> _SHORT EXERCISE_
Tally every line of the listing where the string "this" is found, and state the total alone.

(Interface markup and scripts)
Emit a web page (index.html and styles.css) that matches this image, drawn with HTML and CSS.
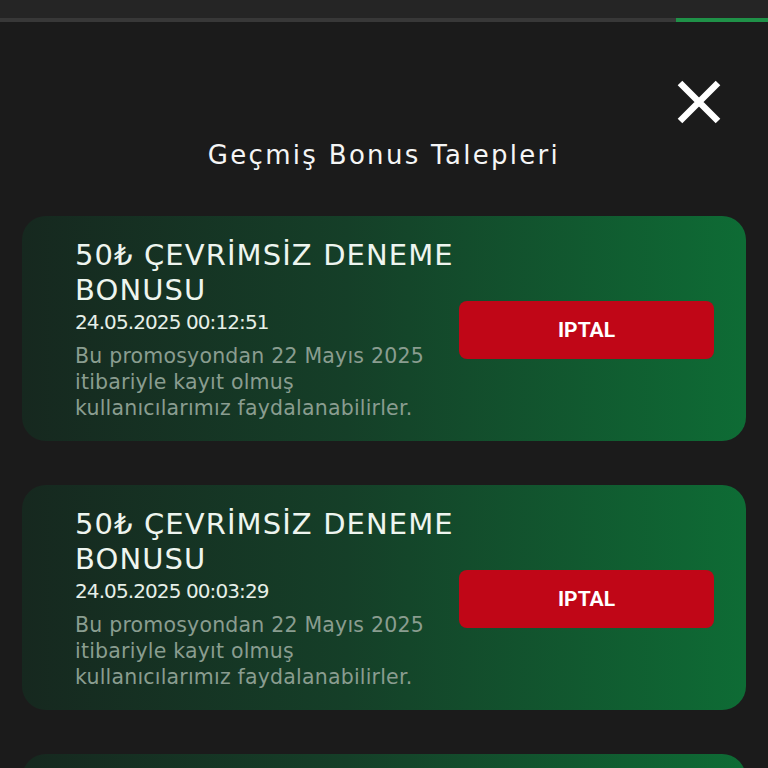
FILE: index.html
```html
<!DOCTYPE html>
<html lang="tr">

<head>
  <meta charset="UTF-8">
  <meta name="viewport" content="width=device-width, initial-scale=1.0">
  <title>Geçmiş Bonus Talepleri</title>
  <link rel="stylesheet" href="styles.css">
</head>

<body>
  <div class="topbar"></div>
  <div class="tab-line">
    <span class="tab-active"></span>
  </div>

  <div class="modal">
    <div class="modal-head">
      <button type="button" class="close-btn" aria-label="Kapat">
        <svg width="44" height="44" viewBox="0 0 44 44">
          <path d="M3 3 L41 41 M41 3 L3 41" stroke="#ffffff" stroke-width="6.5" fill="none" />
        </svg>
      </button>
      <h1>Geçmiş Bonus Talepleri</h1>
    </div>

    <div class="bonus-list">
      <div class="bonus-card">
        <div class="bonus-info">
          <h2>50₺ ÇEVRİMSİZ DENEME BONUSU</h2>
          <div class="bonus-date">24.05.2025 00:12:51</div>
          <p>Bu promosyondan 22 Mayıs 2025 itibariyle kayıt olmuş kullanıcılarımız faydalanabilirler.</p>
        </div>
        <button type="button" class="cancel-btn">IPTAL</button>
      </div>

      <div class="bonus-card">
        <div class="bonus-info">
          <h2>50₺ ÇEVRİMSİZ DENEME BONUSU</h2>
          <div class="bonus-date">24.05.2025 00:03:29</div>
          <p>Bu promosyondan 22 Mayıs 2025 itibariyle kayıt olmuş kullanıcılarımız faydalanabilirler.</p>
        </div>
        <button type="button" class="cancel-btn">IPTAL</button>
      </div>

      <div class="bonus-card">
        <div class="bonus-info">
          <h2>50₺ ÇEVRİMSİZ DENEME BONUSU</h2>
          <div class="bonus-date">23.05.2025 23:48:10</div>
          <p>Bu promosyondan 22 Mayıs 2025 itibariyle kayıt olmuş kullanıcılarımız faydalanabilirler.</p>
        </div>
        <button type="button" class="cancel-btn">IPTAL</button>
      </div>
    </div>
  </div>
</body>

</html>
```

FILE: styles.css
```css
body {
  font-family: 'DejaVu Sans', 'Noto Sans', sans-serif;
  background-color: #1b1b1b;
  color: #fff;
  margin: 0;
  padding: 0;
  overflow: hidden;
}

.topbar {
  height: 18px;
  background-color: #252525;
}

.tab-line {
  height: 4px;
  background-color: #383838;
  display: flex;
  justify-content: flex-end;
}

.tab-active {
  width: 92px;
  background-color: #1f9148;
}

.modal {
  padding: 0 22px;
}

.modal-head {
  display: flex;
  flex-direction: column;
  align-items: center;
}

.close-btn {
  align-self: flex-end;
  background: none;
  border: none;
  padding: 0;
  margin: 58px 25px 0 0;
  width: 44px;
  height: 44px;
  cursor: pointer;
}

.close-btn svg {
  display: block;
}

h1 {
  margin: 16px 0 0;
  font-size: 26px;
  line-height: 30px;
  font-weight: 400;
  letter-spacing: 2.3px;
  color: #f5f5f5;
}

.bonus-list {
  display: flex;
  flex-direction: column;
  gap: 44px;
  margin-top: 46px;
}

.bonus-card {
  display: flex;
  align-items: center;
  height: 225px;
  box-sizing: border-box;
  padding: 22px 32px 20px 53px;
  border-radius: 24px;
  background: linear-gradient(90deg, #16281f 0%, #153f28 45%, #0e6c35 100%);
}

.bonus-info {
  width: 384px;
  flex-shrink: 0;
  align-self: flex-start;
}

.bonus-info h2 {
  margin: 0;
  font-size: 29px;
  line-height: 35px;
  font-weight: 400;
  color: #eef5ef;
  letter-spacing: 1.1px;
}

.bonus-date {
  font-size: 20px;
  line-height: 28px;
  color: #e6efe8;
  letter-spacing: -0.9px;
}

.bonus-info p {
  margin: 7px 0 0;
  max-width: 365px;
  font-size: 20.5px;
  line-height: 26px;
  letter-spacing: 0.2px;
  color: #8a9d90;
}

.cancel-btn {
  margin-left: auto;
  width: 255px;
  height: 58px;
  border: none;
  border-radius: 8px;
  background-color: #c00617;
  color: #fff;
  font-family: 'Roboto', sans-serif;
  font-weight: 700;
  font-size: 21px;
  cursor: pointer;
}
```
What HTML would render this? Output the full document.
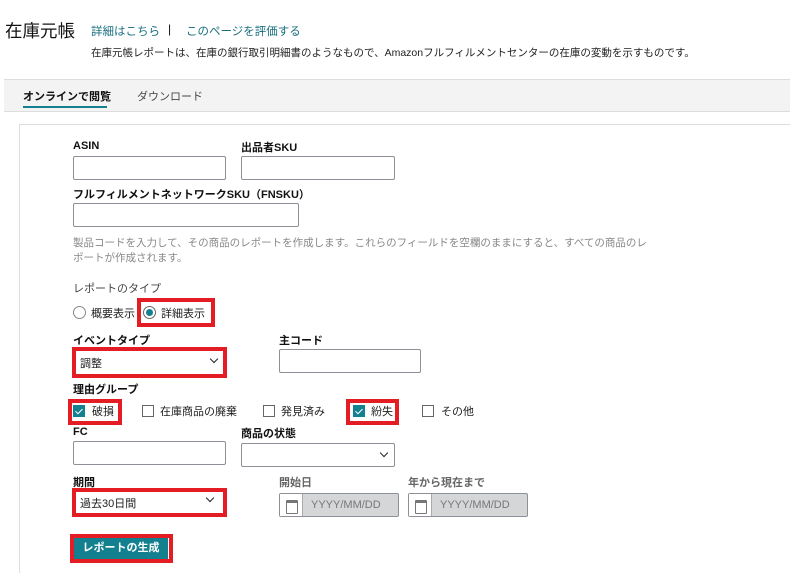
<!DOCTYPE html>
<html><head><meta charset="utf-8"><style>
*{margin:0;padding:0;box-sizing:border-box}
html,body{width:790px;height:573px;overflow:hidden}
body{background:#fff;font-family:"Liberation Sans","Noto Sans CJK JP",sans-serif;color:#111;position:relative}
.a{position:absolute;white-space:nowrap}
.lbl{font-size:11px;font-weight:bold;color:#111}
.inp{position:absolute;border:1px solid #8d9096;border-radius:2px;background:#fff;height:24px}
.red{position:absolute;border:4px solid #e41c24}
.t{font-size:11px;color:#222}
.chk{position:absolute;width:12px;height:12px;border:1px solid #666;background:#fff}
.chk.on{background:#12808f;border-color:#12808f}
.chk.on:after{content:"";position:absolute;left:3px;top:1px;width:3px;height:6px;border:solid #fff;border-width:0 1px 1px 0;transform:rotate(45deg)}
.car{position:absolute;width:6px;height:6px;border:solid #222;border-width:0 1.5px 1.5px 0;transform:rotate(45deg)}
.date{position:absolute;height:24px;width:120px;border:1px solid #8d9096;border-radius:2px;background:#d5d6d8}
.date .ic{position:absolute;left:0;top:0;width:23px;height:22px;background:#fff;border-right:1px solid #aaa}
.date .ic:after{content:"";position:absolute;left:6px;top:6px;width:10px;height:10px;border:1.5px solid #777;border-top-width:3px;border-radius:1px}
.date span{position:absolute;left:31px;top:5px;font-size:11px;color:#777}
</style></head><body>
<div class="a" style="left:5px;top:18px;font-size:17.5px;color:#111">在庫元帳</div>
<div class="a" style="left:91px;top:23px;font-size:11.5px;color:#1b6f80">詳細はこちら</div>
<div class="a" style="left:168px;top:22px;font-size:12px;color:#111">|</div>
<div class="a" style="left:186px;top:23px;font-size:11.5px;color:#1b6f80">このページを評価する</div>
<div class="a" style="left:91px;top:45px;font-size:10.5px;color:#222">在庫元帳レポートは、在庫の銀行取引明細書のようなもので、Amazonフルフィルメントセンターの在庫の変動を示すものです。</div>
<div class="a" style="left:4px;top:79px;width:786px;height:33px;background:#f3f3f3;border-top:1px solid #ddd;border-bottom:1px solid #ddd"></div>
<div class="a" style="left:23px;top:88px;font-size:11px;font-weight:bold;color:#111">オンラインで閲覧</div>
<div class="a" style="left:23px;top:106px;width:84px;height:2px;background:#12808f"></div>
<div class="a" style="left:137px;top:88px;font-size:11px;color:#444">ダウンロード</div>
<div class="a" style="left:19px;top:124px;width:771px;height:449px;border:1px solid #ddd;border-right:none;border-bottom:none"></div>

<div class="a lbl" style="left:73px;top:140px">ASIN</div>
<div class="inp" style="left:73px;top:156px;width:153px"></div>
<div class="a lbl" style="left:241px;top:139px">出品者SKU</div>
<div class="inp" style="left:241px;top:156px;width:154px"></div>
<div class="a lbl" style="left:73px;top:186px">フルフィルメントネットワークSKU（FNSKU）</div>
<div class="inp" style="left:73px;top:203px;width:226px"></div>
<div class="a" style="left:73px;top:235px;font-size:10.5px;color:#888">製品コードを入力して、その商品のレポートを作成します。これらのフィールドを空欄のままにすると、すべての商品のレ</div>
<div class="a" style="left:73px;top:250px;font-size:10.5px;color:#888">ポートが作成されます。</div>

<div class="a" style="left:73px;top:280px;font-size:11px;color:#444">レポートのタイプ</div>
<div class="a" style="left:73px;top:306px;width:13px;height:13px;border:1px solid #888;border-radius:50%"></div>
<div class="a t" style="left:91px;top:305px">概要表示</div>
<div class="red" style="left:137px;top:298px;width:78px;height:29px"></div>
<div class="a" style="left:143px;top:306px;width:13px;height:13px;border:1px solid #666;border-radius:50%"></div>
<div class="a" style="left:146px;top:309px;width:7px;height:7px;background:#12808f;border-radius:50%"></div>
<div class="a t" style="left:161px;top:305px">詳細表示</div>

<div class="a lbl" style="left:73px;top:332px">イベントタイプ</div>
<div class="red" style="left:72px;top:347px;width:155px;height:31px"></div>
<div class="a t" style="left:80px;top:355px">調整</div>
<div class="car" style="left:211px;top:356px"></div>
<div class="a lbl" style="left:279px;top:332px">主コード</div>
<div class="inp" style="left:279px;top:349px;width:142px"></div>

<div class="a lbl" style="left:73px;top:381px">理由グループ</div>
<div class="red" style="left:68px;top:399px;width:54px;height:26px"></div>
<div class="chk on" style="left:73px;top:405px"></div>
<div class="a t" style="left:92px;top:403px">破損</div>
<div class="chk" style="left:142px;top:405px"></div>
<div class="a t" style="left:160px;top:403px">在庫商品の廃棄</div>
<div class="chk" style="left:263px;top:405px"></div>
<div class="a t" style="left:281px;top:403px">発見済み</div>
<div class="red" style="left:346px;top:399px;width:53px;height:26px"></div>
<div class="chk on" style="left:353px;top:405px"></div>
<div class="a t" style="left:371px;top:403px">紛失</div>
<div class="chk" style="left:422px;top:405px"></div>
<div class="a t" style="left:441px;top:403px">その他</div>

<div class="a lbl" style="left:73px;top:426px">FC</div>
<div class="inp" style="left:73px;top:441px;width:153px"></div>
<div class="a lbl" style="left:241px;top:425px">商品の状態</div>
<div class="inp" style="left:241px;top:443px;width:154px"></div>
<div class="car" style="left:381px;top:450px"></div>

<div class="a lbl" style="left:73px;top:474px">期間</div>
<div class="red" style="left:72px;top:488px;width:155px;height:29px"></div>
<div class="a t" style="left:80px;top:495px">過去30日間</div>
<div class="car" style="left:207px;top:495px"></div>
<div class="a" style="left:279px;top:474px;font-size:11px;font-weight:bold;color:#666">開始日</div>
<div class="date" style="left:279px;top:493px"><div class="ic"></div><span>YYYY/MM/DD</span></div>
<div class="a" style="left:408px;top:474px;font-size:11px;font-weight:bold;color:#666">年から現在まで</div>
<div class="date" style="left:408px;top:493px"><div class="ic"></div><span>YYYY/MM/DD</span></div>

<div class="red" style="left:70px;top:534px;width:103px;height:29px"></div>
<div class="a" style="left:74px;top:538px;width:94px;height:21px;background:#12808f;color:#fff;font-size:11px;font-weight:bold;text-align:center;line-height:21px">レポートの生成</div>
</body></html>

> _RESULT BELOW_
2